◆ Stated problem: In the listing below, identify each line with the word "components" and return those lines.

◆ Given information:
========================================================================
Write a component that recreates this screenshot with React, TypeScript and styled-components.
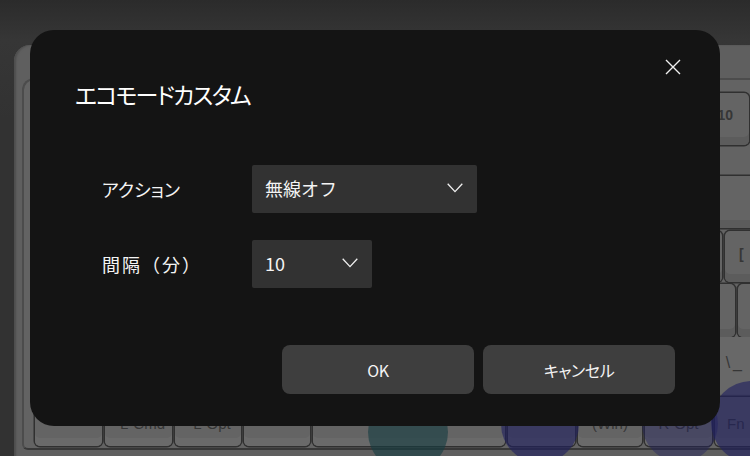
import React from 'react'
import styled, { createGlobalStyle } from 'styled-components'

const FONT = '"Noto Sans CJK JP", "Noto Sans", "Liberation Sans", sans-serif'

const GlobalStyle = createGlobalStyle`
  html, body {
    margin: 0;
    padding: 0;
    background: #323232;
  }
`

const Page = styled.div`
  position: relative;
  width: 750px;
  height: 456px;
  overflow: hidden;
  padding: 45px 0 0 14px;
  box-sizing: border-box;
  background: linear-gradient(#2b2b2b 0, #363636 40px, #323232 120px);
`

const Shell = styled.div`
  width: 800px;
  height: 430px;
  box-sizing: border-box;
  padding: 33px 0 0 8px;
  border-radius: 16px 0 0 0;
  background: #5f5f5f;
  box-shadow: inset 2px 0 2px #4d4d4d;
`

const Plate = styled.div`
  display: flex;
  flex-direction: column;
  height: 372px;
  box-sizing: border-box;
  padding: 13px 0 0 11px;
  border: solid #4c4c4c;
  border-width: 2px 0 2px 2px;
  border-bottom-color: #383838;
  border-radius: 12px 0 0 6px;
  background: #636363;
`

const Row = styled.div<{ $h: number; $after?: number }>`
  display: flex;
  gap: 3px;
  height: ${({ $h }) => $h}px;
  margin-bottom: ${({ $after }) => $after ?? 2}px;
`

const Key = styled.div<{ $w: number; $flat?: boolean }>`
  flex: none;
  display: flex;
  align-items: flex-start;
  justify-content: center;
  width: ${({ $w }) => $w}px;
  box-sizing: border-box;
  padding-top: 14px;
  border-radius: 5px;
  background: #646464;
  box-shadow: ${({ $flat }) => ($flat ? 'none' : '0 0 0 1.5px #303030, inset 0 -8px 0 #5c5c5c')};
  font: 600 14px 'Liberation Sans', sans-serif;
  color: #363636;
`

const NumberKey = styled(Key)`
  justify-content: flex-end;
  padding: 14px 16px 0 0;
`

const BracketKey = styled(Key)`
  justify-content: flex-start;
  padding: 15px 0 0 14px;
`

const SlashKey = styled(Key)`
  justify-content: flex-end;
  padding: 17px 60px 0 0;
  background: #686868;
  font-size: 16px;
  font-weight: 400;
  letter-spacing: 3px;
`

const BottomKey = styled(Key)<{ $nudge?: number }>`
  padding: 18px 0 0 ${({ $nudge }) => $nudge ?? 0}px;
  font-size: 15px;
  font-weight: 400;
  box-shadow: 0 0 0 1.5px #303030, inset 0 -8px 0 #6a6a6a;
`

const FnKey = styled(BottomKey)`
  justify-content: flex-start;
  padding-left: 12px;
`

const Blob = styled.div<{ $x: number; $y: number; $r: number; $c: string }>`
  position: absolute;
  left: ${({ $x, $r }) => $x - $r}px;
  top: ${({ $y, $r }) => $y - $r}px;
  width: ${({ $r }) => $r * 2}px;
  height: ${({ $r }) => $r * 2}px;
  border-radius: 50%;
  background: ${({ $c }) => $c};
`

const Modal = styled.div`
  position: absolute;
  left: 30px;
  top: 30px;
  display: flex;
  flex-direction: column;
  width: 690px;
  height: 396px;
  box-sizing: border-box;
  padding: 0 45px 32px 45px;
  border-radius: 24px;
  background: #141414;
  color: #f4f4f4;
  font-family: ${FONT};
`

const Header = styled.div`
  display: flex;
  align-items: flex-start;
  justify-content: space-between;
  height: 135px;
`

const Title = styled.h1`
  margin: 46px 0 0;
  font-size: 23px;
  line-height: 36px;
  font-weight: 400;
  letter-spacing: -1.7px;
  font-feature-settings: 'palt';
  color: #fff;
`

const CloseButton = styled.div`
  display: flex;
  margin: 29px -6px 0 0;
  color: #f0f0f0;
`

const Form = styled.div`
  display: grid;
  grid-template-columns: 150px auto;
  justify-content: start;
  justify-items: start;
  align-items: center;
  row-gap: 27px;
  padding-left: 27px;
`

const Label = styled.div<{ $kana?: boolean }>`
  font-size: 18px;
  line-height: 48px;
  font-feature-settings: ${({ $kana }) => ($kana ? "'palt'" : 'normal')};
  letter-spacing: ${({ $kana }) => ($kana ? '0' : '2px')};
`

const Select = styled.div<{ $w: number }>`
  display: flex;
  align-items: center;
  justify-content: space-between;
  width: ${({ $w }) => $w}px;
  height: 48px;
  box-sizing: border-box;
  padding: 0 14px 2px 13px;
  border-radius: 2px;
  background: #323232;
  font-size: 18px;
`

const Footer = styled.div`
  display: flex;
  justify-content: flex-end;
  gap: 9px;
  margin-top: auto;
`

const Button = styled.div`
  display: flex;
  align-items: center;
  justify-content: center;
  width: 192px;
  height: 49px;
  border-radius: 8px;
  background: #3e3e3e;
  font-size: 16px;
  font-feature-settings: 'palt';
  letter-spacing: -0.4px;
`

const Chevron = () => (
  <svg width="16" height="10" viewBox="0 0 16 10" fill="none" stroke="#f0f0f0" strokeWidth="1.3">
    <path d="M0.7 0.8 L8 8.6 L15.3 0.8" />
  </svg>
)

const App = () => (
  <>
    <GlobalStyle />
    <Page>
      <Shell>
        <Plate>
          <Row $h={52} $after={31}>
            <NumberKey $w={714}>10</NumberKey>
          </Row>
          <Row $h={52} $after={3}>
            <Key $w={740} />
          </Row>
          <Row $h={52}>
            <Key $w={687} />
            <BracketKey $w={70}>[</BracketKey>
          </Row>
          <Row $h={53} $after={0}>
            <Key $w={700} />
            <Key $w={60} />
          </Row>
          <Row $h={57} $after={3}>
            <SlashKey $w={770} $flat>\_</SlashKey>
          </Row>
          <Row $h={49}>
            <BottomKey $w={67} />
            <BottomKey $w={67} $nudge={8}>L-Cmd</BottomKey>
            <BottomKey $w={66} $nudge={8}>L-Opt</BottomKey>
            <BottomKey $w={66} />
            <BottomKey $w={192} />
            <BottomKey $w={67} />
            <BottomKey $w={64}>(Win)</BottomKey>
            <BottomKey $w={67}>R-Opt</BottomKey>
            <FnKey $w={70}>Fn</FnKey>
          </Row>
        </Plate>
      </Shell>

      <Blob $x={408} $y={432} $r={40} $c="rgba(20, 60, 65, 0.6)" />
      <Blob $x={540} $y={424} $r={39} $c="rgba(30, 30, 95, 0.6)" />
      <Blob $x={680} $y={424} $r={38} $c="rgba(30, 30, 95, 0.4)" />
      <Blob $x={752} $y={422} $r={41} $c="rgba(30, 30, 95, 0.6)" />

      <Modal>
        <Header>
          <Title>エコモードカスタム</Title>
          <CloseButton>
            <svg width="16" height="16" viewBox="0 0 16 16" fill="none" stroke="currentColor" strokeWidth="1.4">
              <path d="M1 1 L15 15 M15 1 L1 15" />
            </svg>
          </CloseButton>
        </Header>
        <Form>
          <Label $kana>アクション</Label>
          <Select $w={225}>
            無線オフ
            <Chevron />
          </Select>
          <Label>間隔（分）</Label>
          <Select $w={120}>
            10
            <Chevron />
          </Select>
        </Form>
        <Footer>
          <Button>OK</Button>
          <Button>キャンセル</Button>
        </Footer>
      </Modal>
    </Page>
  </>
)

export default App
========================================================================
◆ Finished exercise:
Write a component that recreates this screenshot with React, TypeScript and styled-components.
import styled, { createGlobalStyle } from 'styled-components'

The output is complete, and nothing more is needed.